Instructions for the task: Restate the listing below word for word, omitting any images.

Source material:

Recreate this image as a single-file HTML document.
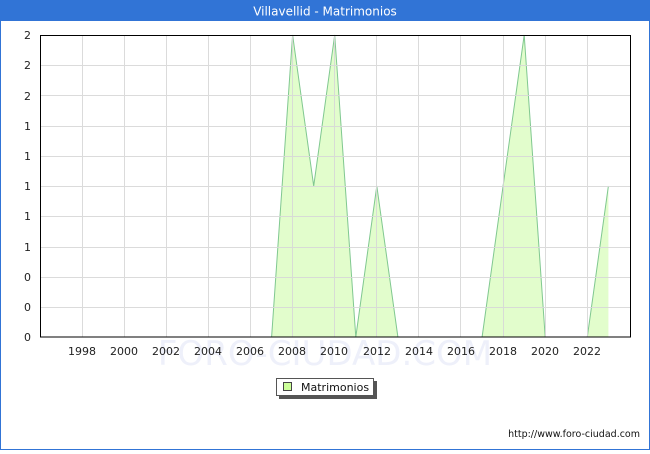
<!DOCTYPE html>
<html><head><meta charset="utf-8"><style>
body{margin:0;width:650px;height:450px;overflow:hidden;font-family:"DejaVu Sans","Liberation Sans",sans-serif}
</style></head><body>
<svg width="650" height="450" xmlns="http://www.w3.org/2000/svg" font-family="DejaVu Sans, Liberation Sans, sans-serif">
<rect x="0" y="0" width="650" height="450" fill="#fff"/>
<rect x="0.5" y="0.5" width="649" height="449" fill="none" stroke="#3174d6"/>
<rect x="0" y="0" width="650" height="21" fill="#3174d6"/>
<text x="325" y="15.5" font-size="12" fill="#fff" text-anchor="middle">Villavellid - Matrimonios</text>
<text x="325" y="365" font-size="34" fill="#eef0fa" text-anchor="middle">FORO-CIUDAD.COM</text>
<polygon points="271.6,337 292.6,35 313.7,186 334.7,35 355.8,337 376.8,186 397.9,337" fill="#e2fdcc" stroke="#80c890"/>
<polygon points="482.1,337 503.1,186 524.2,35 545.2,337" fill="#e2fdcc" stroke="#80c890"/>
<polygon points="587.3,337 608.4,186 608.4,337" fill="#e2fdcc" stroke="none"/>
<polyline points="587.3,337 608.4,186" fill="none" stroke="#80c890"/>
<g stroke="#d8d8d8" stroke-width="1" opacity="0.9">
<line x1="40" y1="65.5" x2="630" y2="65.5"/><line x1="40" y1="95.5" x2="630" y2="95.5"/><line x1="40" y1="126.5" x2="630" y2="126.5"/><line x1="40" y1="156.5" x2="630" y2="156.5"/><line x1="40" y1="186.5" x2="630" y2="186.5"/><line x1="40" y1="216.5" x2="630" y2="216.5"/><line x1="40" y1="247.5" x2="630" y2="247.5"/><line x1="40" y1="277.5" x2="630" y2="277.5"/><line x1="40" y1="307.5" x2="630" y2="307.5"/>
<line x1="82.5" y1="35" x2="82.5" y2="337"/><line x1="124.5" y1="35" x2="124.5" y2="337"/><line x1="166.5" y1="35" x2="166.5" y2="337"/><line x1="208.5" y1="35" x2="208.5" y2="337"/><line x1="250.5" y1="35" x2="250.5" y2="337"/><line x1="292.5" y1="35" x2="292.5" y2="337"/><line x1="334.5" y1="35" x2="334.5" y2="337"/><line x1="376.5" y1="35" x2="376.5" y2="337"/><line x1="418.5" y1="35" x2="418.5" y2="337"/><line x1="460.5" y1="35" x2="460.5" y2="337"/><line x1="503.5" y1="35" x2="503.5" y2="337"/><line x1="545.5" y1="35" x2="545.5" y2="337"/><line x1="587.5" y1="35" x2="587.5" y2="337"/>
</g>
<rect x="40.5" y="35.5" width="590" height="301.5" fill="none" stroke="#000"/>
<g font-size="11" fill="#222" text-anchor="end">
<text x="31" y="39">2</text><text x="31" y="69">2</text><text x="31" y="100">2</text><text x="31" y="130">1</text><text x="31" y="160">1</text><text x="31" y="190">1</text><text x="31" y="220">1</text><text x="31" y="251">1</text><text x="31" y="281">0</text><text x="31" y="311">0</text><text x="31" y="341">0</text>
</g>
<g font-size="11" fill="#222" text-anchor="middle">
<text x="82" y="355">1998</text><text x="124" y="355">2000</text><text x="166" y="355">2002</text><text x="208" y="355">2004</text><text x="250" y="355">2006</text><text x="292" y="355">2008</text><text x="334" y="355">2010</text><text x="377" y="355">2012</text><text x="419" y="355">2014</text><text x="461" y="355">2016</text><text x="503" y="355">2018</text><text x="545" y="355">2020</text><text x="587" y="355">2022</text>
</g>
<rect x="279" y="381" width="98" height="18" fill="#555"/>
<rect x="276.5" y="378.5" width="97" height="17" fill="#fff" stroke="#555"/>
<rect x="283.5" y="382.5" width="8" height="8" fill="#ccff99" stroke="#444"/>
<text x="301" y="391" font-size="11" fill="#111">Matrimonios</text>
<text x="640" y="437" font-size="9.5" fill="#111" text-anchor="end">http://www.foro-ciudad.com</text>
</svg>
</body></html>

Full answer:
Recreate this image as a single-file HTML document.
<!DOCTYPE html>
<html><head><meta charset="utf-8"><style>
body{margin:0;width:650px;height:450px;overflow:hidden;font-family:"DejaVu Sans","Liberation Sans",sans-serif}
</style></head><body>
<svg width="650" height="450" xmlns="http://www.w3.org/2000/svg" font-family="DejaVu Sans, Liberation Sans, sans-serif">
<rect x="0" y="0" width="650" height="450" fill="#fff"/>
<rect x="0.5" y="0.5" width="649" height="449" fill="none" stroke="#3174d6"/>
<rect x="0" y="0" width="650" height="21" fill="#3174d6"/>
<text x="325" y="15.5" font-size="12" fill="#fff" text-anchor="middle">Villavellid - Matrimonios</text>
<text x="325" y="365" font-size="34" fill="#eef0fa" text-anchor="middle">FORO-CIUDAD.COM</text>
<polygon points="271.6,337 292.6,35 313.7,186 334.7,35 355.8,337 376.8,186 397.9,337" fill="#e2fdcc" stroke="#80c890"/>
<polygon points="482.1,337 503.1,186 524.2,35 545.2,337" fill="#e2fdcc" stroke="#80c890"/>
<polygon points="587.3,337 608.4,186 608.4,337" fill="#e2fdcc" stroke="none"/>
<polyline points="587.3,337 608.4,186" fill="none" stroke="#80c890"/>
<g stroke="#d8d8d8" stroke-width="1" opacity="0.9">
<line x1="40" y1="65.5" x2="630" y2="65.5"/><line x1="40" y1="95.5" x2="630" y2="95.5"/><line x1="40" y1="126.5" x2="630" y2="126.5"/><line x1="40" y1="156.5" x2="630" y2="156.5"/><line x1="40" y1="186.5" x2="630" y2="186.5"/><line x1="40" y1="216.5" x2="630" y2="216.5"/><line x1="40" y1="247.5" x2="630" y2="247.5"/><line x1="40" y1="277.5" x2="630" y2="277.5"/><line x1="40" y1="307.5" x2="630" y2="307.5"/>
<line x1="82.5" y1="35" x2="82.5" y2="337"/><line x1="124.5" y1="35" x2="124.5" y2="337"/><line x1="166.5" y1="35" x2="166.5" y2="337"/><line x1="208.5" y1="35" x2="208.5" y2="337"/><line x1="250.5" y1="35" x2="250.5" y2="337"/><line x1="292.5" y1="35" x2="292.5" y2="337"/><line x1="334.5" y1="35" x2="334.5" y2="337"/><line x1="376.5" y1="35" x2="376.5" y2="337"/><line x1="418.5" y1="35" x2="418.5" y2="337"/><line x1="460.5" y1="35" x2="460.5" y2="337"/><line x1="503.5" y1="35" x2="503.5" y2="337"/><line x1="545.5" y1="35" x2="545.5" y2="337"/><line x1="587.5" y1="35" x2="587.5" y2="337"/>
</g>
<rect x="40.5" y="35.5" width="590" height="301.5" fill="none" stroke="#000"/>
<g font-size="11" fill="#222" text-anchor="end">
<text x="31" y="39">2</text><text x="31" y="69">2</text><text x="31" y="100">2</text><text x="31" y="130">1</text><text x="31" y="160">1</text><text x="31" y="190">1</text><text x="31" y="220">1</text><text x="31" y="251">1</text><text x="31" y="281">0</text><text x="31" y="311">0</text><text x="31" y="341">0</text>
</g>
<g font-size="11" fill="#222" text-anchor="middle">
<text x="82" y="355">1998</text><text x="124" y="355">2000</text><text x="166" y="355">2002</text><text x="208" y="355">2004</text><text x="250" y="355">2006</text><text x="292" y="355">2008</text><text x="334" y="355">2010</text><text x="377" y="355">2012</text><text x="419" y="355">2014</text><text x="461" y="355">2016</text><text x="503" y="355">2018</text><text x="545" y="355">2020</text><text x="587" y="355">2022</text>
</g>
<rect x="279" y="381" width="98" height="18" fill="#555"/>
<rect x="276.5" y="378.5" width="97" height="17" fill="#fff" stroke="#555"/>
<rect x="283.5" y="382.5" width="8" height="8" fill="#ccff99" stroke="#444"/>
<text x="301" y="391" font-size="11" fill="#111">Matrimonios</text>
<text x="640" y="437" font-size="9.5" fill="#111" text-anchor="end">http://www.foro-ciudad.com</text>
</svg>
</body></html>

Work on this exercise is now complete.